WORK TO COMPLETE
Print exactly the lines running from the one that holds "Reproduce this screenshot" through the one that holds "import React from", please, and leave the pictures out.
═══
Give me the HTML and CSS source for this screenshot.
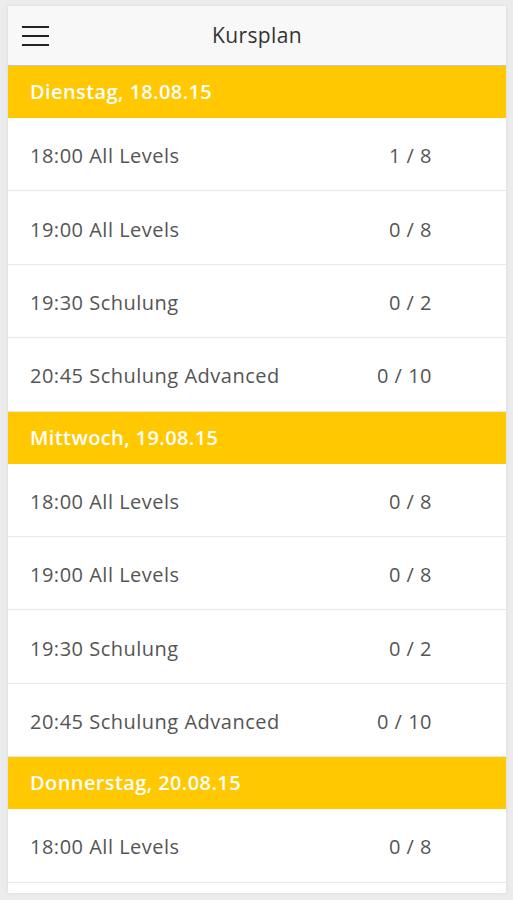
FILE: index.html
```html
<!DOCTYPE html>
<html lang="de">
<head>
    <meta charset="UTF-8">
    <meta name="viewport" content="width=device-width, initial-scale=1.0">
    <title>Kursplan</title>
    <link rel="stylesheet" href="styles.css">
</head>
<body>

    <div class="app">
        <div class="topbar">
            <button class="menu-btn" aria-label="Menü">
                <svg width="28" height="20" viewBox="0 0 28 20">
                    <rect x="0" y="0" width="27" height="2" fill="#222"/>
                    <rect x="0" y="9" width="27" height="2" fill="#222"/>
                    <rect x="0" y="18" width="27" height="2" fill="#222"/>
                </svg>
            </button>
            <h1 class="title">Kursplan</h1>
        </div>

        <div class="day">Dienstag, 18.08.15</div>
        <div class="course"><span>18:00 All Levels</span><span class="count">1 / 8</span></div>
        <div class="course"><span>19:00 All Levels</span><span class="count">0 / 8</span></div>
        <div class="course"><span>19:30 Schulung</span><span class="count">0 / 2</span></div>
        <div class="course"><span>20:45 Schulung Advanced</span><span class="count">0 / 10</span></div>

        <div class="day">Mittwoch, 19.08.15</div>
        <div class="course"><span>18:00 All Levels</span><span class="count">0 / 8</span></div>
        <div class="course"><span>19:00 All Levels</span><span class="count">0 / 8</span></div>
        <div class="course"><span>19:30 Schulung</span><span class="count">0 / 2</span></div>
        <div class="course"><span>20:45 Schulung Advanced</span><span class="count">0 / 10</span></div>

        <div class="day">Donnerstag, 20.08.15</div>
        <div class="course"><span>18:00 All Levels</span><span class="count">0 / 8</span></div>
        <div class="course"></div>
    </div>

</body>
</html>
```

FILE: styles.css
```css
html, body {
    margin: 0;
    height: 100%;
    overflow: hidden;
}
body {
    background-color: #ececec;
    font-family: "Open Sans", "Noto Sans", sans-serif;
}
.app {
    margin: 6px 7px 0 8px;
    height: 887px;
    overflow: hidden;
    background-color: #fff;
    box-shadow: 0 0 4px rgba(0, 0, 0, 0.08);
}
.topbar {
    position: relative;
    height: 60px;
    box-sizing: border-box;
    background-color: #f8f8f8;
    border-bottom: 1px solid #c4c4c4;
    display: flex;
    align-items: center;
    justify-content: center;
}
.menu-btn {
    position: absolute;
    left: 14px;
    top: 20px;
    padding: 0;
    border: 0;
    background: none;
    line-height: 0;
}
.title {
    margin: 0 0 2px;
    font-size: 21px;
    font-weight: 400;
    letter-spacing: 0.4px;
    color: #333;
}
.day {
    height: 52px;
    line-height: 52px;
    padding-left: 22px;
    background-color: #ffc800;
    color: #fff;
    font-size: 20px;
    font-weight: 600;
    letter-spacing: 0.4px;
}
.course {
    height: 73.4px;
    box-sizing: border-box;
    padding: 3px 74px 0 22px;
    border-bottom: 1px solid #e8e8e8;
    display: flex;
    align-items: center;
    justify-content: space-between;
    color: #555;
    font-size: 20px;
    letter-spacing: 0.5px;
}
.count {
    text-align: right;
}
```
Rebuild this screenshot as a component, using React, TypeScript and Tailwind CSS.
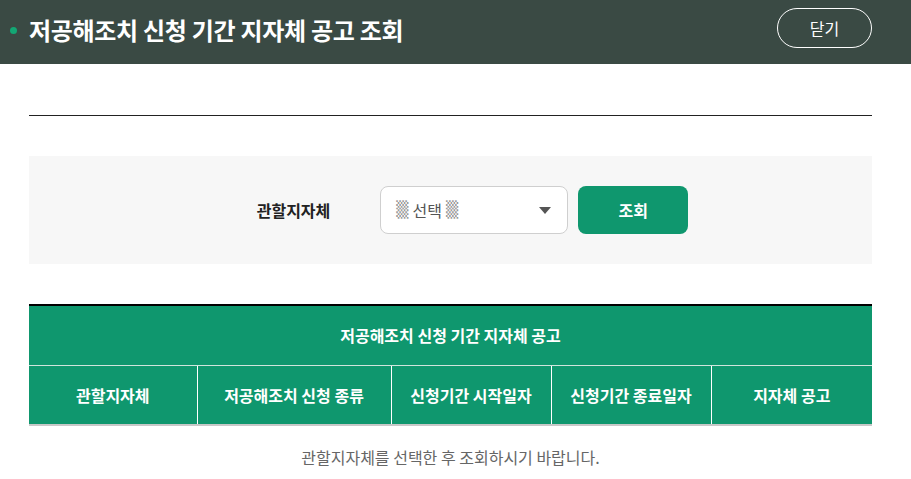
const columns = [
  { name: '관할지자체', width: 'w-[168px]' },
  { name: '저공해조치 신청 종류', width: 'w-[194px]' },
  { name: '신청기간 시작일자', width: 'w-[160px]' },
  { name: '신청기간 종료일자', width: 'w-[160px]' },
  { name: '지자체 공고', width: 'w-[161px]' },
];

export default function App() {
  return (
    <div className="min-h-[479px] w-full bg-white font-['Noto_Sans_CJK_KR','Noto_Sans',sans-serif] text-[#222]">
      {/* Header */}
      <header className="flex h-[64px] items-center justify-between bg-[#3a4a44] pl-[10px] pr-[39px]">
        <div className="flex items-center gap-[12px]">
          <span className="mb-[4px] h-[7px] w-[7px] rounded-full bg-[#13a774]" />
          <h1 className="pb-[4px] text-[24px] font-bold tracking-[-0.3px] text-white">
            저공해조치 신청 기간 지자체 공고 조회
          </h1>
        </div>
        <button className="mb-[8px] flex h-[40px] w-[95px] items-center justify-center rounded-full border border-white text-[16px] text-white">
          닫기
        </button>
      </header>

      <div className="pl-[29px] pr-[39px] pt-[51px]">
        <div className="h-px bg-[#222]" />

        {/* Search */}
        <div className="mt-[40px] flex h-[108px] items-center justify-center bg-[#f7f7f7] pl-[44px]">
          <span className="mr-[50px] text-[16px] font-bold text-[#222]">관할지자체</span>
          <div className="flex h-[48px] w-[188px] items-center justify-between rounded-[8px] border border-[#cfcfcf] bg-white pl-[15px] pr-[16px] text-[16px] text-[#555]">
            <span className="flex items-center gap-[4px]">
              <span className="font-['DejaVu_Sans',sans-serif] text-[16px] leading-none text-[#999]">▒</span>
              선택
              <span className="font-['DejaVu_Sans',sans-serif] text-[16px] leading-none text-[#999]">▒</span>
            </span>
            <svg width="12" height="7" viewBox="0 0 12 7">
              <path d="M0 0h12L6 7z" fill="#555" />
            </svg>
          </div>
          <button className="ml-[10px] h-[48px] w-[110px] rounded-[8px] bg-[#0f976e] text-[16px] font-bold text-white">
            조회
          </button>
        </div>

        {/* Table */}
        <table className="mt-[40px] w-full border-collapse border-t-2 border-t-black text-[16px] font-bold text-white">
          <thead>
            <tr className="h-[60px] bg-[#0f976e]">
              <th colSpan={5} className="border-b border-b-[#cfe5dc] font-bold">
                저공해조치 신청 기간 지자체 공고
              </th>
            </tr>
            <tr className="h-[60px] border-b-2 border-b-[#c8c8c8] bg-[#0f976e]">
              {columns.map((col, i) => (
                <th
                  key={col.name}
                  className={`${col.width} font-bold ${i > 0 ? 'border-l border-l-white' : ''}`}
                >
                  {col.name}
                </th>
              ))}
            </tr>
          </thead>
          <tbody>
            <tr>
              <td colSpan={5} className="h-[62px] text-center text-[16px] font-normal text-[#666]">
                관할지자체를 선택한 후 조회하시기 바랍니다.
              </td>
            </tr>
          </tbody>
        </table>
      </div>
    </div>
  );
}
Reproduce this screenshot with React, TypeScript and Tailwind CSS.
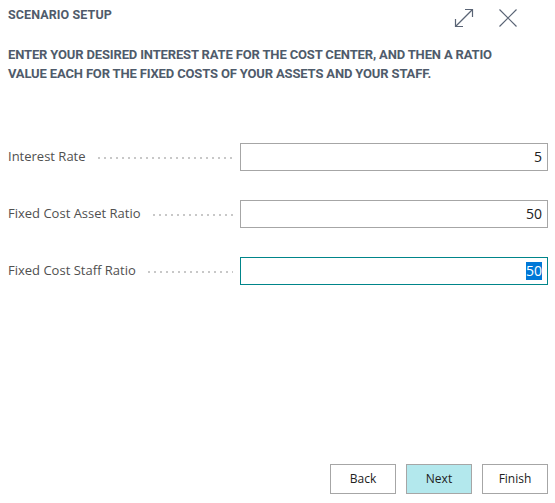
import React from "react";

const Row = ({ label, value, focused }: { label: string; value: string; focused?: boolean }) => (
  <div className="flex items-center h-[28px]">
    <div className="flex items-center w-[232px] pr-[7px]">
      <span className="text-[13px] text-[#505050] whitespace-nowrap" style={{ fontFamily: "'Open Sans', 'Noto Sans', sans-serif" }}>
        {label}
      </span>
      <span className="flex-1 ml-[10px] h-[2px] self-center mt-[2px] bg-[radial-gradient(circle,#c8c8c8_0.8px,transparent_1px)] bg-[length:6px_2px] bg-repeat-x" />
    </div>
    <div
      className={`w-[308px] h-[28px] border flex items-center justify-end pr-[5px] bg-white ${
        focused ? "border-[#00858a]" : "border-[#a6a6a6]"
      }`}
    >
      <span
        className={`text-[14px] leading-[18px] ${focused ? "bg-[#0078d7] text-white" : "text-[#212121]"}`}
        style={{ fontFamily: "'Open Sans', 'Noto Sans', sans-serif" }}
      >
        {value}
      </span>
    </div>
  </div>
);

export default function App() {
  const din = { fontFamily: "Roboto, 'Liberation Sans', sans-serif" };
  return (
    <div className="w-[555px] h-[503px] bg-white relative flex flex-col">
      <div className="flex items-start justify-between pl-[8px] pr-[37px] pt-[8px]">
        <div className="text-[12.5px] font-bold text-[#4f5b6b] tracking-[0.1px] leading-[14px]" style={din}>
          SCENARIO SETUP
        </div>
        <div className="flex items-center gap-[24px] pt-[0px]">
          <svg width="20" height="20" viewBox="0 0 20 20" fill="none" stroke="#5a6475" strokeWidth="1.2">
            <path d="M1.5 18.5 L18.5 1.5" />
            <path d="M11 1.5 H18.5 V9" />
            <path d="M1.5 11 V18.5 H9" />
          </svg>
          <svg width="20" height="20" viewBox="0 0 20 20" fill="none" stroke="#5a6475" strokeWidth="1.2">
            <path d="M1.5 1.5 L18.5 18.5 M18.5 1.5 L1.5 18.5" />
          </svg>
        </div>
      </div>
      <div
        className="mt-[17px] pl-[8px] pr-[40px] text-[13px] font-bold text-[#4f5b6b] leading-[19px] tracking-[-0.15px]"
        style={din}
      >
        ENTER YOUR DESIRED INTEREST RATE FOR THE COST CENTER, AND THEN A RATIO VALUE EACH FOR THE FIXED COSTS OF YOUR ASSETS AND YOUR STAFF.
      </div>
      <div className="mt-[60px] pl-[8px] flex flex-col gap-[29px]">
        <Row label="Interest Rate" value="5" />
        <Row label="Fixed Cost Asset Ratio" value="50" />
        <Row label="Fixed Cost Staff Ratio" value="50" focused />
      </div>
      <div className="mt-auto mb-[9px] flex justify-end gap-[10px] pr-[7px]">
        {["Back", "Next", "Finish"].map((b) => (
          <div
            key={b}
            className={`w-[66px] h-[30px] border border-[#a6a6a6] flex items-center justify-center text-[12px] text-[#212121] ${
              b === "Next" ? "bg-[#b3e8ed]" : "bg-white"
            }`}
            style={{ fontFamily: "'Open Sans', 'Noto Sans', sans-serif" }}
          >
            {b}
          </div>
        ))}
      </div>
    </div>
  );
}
═══
EXERCISE RESPONSE
Reproduce this screenshot with React, TypeScript and Tailwind CSS.
import React from "react";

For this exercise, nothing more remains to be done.